Waters told Murdaugh that explanation defied logic, asking if Murdaugh was telling the jury that his wife and son were killed by random vigilantes who knew "they would be at the kennels alone on June 7, knew that you would not be there, but only between the times of 8:49 and 9:02."

"You've got a lot of factors in there, Mr. Waters, all of which I do not agree with, but some of which I do," Murdaugh said.

Murdaugh said Friday that after the brief kennel visit, he returned to the family's house about 1,150 feet (350 meters) away on a golf cart, lay down for a few minutes and then got up to get ready to visit his ailing mother about 9:02 p.m., a time verified by step data on his cellphone, which he didn't take to the kennels.

Waters asked Murdaugh if a flurry of steps and a series of unanswered phone calls he started making to his wife and son at 9:02 p.m., after no activity was detected on his phone for nearly an hour, was a way a lawyer and volunteer prosecutor could begin crafting a story to show he couldn't be the killer.

"I never manufactured any alibi in any way shape or form because I did not and would not hurt my wife and my child."

Prosecutors have said Murdaugh killed his wife and son to gain sympathy to buy time because his financial misdeeds were about to be discovered.

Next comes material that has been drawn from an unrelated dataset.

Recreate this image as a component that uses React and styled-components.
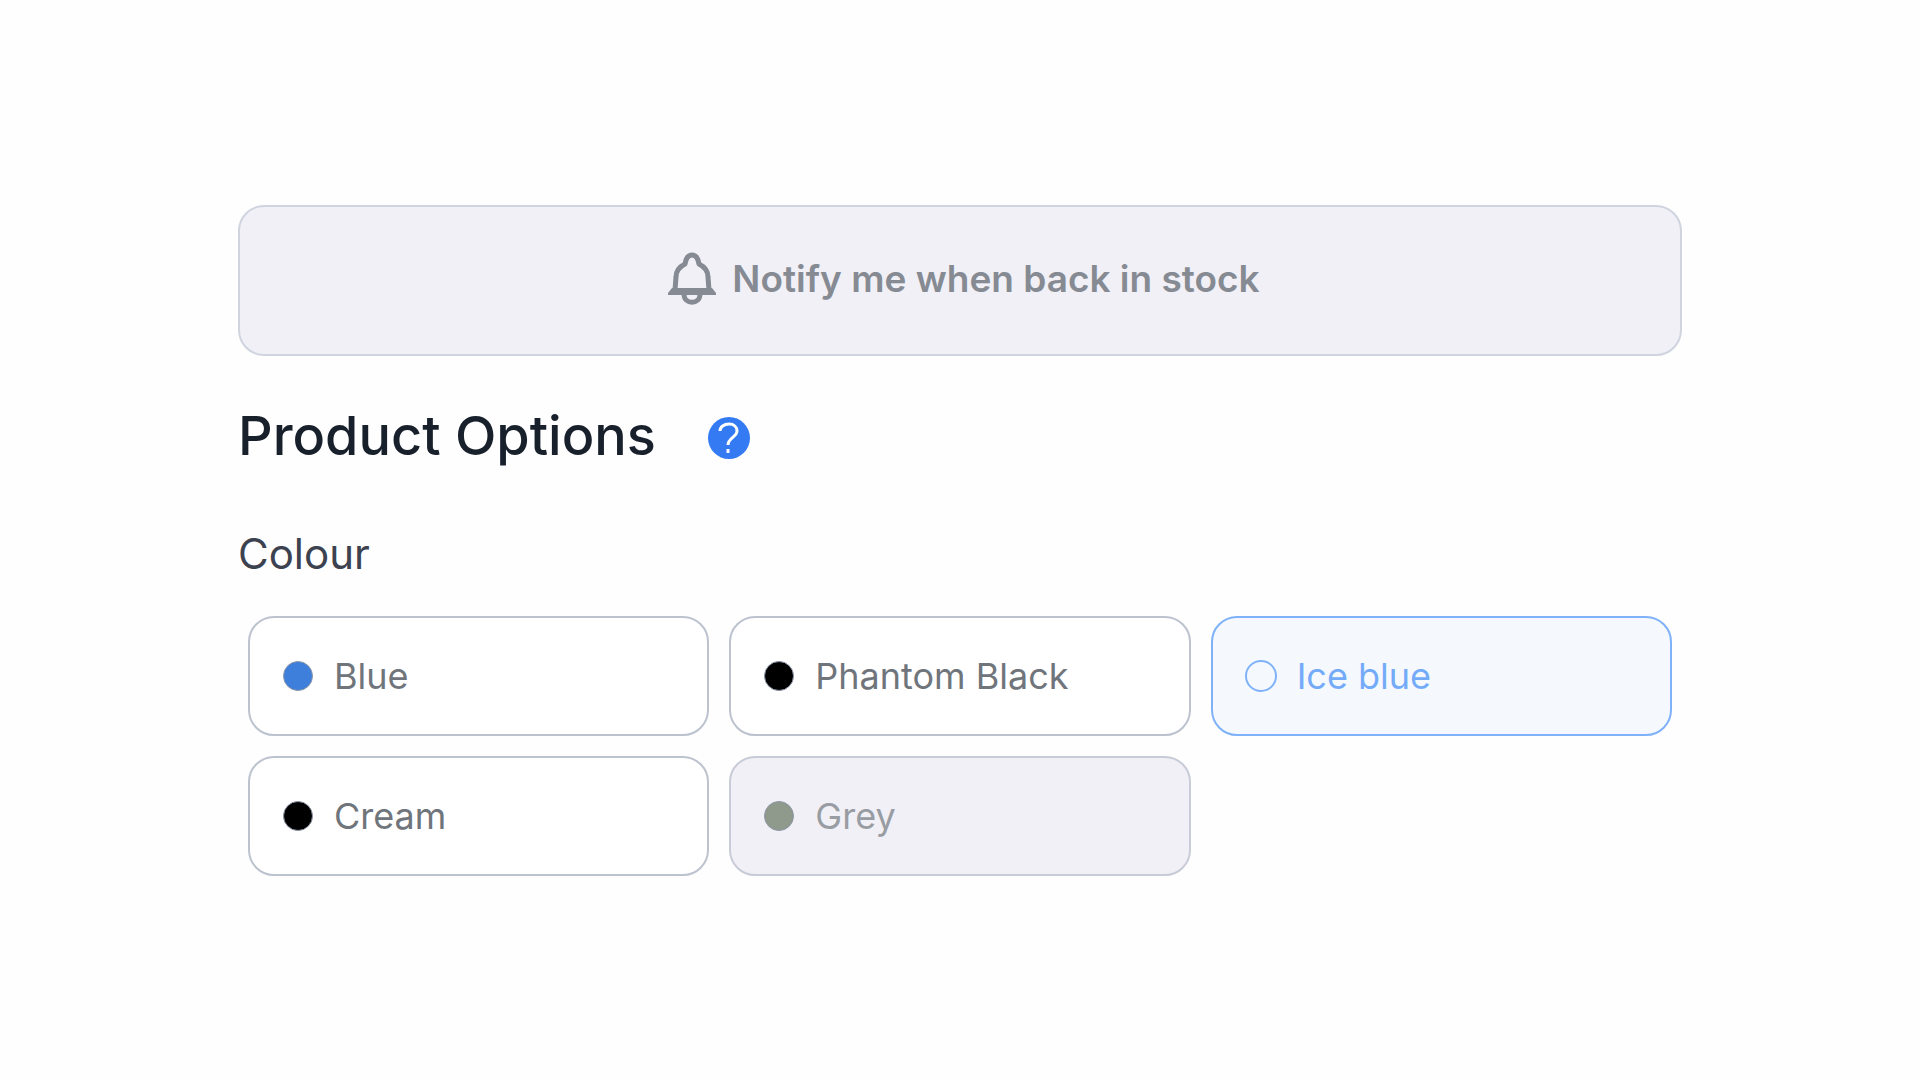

During his testimony, he has admitted to stealing from clients.

Murdaugh is charged with about 100 other crimes, ranging from stealing from clients to tax evasion. He is being held without bail on those charges, so even if he is found not guilty of the killings, he will not walk out of court a free man. If convicted of most or all of those financial crimes, Murdaugh would likely spend decades in prison.